PROVIDED MATERIAL —

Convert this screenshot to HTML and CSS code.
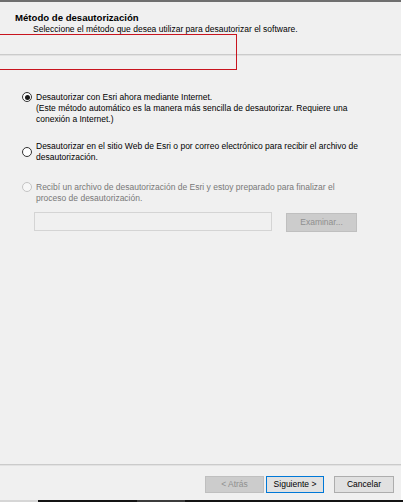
FILE: index.html
```html
<!DOCTYPE html>
<html lang="es">
<head>
<meta charset="utf-8">
<title>Método de desautorización</title>
<link rel="stylesheet" href="styles.css">
</head>
<body>
<div class="window">
  <div class="header">
    <div class="title">Método de desautorización</div>
    <div class="subtitle">Seleccione el método que desea utilizar para desautorizar el software.</div>
  </div>
  <div class="sep"></div>
  <div class="content">
    <div class="option option-top">
      <span class="radio checked"></span>
      <div class="label">Desautorizar con Esri ahora mediante Internet.<br>(Este método automático es la manera más sencilla de desautorizar. Requiere una<br>conexión a Internet.)</div>
    </div>
    <div class="option option-mid second">
      <span class="radio"></span>
      <div class="label">Desautorizar en el sitio Web de Esri o por correo electrónico para recibir el archivo de<br>desautorización.</div>
    </div>
    <div class="option option-top third disabled">
      <span class="radio"></span>
      <div class="label">Recibí un archivo de desautorización de Esri y estoy preparado para finalizar el<br>proceso de desautorización.</div>
    </div>
    <div class="file-row">
      <div class="field"></div>
      <div class="btn btn-disabled browse">Examinar...</div>
    </div>
  </div>
  <div class="footer">
    <div class="sep"></div>
    <div class="buttons">
      <div class="btn btn-disabled">&lt; Atrás</div>
      <div class="btn btn-default">Siguiente &gt;</div>
      <div class="btn btn-cancel">Cancelar</div>
    </div>
  </div>
  <div class="highlight"></div>
</div>
<div class="taskbar"><span class="tb-light"></span><span class="tb-dark"></span><span class="tb-mid"></span><span class="tb-dark2"></span></div>
</body>
</html>
```
FILE: styles.css
```css
html, body {
  margin: 0;
  padding: 0;
  background: #ffffff;
}
body {
  width: 403px;
  height: 502px;
  overflow: hidden;
  font-family: "Liberation Sans", Arial, sans-serif;
  font-size: 8.5px;
  line-height: 11px;
  color: #000;
}
.window {
  position: relative;
  width: 401px;
  height: 500px;
  box-sizing: border-box;
  border-top: 2px solid #6f6f6f;
  background: #f0f0f0;
  display: flex;
  flex-direction: column;
}
.header {
  height: 52px;
  box-sizing: border-box;
  padding: 9.5px 0 0 15px;
}
.title {
  font-weight: bold;
  font-size: 9.6px;
  line-height: 12px;
}
.subtitle {
  padding-left: 18px;
}
.sep {
  height: 1px;
  background: #cbcbcb;
  border-bottom: 1px solid #e2e2e2;
}
.content {
  flex: 1;
  padding: 35.5px 0 0 22px;
}
.option {
  display: flex;
  gap: 4px;
}
.option-top { align-items: flex-start; }
.option-mid { align-items: center; }
.option.second { margin-top: 16px; }
.option.third { margin-top: 19px; }
.radio {
  flex: none;
  width: 10px;
  height: 10px;
  box-sizing: border-box;
  border: 1px solid #333333;
  border-radius: 50%;
  background: #ffffff;
  position: relative;
  margin-top: 0.5px;
}
.option-mid .radio { margin-top: 0; }
.radio.checked::after {
  content: "";
  position: absolute;
  left: 1.5px;
  top: 1.5px;
  width: 5px;
  height: 5px;
  border-radius: 50%;
  background: #1a1a1a;
}
.disabled .radio {
  border-color: #c4c4c4;
  background: #f7f7f7;
}
.disabled .label {
  color: #787878;
}
.file-row {
  display: flex;
  align-items: flex-start;
  margin: 8.5px 0 0 12px;
}
.field {
  width: 238px;
  height: 19px;
  box-sizing: border-box;
  border: 1px solid #d4d4d4;
  background: #f0f0f0;
}
.btn {
  box-sizing: border-box;
  height: 17px;
  display: flex;
  align-items: center;
  justify-content: center;
  border: 1px solid #adadad;
  background: #e1e1e1;
  color: #000;
}
.btn-disabled {
  background: #cccccc;
  border-color: #bfbfbf;
  color: #8f8f8f;
  width: 59px;
}
.browse {
  width: 71px;
  height: 19px;
  margin: 1px 0 0 14px;
}
.footer {
  height: 36px;
}
.buttons {
  display: flex;
  padding: 10px 0 0 205px;
}
.btn-default {
  width: 58px;
  margin-left: 2px;
  border: 1.5px solid #0078d7;
  background: #e1e1e1;
}
.btn-cancel {
  width: 60px;
  margin-left: 10px;
}
.highlight {
  position: absolute;
  left: -3px;
  top: 32px;
  width: 240px;
  height: 36px;
  box-sizing: border-box;
  border: 1.5px solid #c8141e;
}
.taskbar {
  display: flex;
  height: 2px;
}
.tb-light { width: 38px; background: #d6d6d6; }
.tb-dark { width: 99px; background: #141414; }
.tb-mid { width: 48px; background: #3c3c3c; }
.tb-dark2 { flex: 1; background: #141414; }
```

THE EXERCISE —
Set down the material exactly, every line of it, except for the pictures.

RESPONSE BELOW —
Convert this screenshot to HTML and CSS code.
FILE: index.html
```html
<!DOCTYPE html>
<html lang="es">
<head>
<meta charset="utf-8">
<title>Método de desautorización</title>
<link rel="stylesheet" href="styles.css">
</head>
<body>
<div class="window">
  <div class="header">
    <div class="title">Método de desautorización</div>
    <div class="subtitle">Seleccione el método que desea utilizar para desautorizar el software.</div>
  </div>
  <div class="sep"></div>
  <div class="content">
    <div class="option option-top">
      <span class="radio checked"></span>
      <div class="label">Desautorizar con Esri ahora mediante Internet.<br>(Este método automático es la manera más sencilla de desautorizar. Requiere una<br>conexión a Internet.)</div>
    </div>
    <div class="option option-mid second">
      <span class="radio"></span>
      <div class="label">Desautorizar en el sitio Web de Esri o por correo electrónico para recibir el archivo de<br>desautorización.</div>
    </div>
    <div class="option option-top third disabled">
      <span class="radio"></span>
      <div class="label">Recibí un archivo de desautorización de Esri y estoy preparado para finalizar el<br>proceso de desautorización.</div>
    </div>
    <div class="file-row">
      <div class="field"></div>
      <div class="btn btn-disabled browse">Examinar...</div>
    </div>
  </div>
  <div class="footer">
    <div class="sep"></div>
    <div class="buttons">
      <div class="btn btn-disabled">&lt; Atrás</div>
      <div class="btn btn-default">Siguiente &gt;</div>
      <div class="btn btn-cancel">Cancelar</div>
    </div>
  </div>
  <div class="highlight"></div>
</div>
<div class="taskbar"><span class="tb-light"></span><span class="tb-dark"></span><span class="tb-mid"></span><span class="tb-dark2"></span></div>
</body>
</html>
```
FILE: styles.css
```css
html, body {
  margin: 0;
  padding: 0;
  background: #ffffff;
}
body {
  width: 403px;
  height: 502px;
  overflow: hidden;
  font-family: "Liberation Sans", Arial, sans-serif;
  font-size: 8.5px;
  line-height: 11px;
  color: #000;
}
.window {
  position: relative;
  width: 401px;
  height: 500px;
  box-sizing: border-box;
  border-top: 2px solid #6f6f6f;
  background: #f0f0f0;
  display: flex;
  flex-direction: column;
}
.header {
  height: 52px;
  box-sizing: border-box;
  padding: 9.5px 0 0 15px;
}
.title {
  font-weight: bold;
  font-size: 9.6px;
  line-height: 12px;
}
.subtitle {
  padding-left: 18px;
}
.sep {
  height: 1px;
  background: #cbcbcb;
  border-bottom: 1px solid #e2e2e2;
}
.content {
  flex: 1;
  padding: 35.5px 0 0 22px;
}
.option {
  display: flex;
  gap: 4px;
}
.option-top { align-items: flex-start; }
.option-mid { align-items: center; }
.option.second { margin-top: 16px; }
.option.third { margin-top: 19px; }
.radio {
  flex: none;
  width: 10px;
  height: 10px;
  box-sizing: border-box;
  border: 1px solid #333333;
  border-radius: 50%;
  background: #ffffff;
  position: relative;
  margin-top: 0.5px;
}
.option-mid .radio { margin-top: 0; }
.radio.checked::after {
  content: "";
  position: absolute;
  left: 1.5px;
  top: 1.5px;
  width: 5px;
  height: 5px;
  border-radius: 50%;
  background: #1a1a1a;
}
.disabled .radio {
  border-color: #c4c4c4;
  background: #f7f7f7;
}
.disabled .label {
  color: #787878;
}
.file-row {
  display: flex;
  align-items: flex-start;
  margin: 8.5px 0 0 12px;
}
.field {
  width: 238px;
  height: 19px;
  box-sizing: border-box;
  border: 1px solid #d4d4d4;
  background: #f0f0f0;
}
.btn {
  box-sizing: border-box;
  height: 17px;
  display: flex;
  align-items: center;
  justify-content: center;
  border: 1px solid #adadad;
  background: #e1e1e1;
  color: #000;
}
.btn-disabled {
  background: #cccccc;
  border-color: #bfbfbf;
  color: #8f8f8f;
  width: 59px;
}
.browse {
  width: 71px;
  height: 19px;
  margin: 1px 0 0 14px;
}
.footer {
  height: 36px;
}
.buttons {
  display: flex;
  padding: 10px 0 0 205px;
}
.btn-default {
  width: 58px;
  margin-left: 2px;
  border: 1.5px solid #0078d7;
  background: #e1e1e1;
}
.btn-cancel {
  width: 60px;
  margin-left: 10px;
}
.highlight {
  position: absolute;
  left: -3px;
  top: 32px;
  width: 240px;
  height: 36px;
  box-sizing: border-box;
  border: 1.5px solid #c8141e;
}
.taskbar {
  display: flex;
  height: 2px;
}
.tb-light { width: 38px; background: #d6d6d6; }
.tb-dark { width: 99px; background: #141414; }
.tb-mid { width: 48px; background: #3c3c3c; }
.tb-dark2 { flex: 1; background: #141414; }
```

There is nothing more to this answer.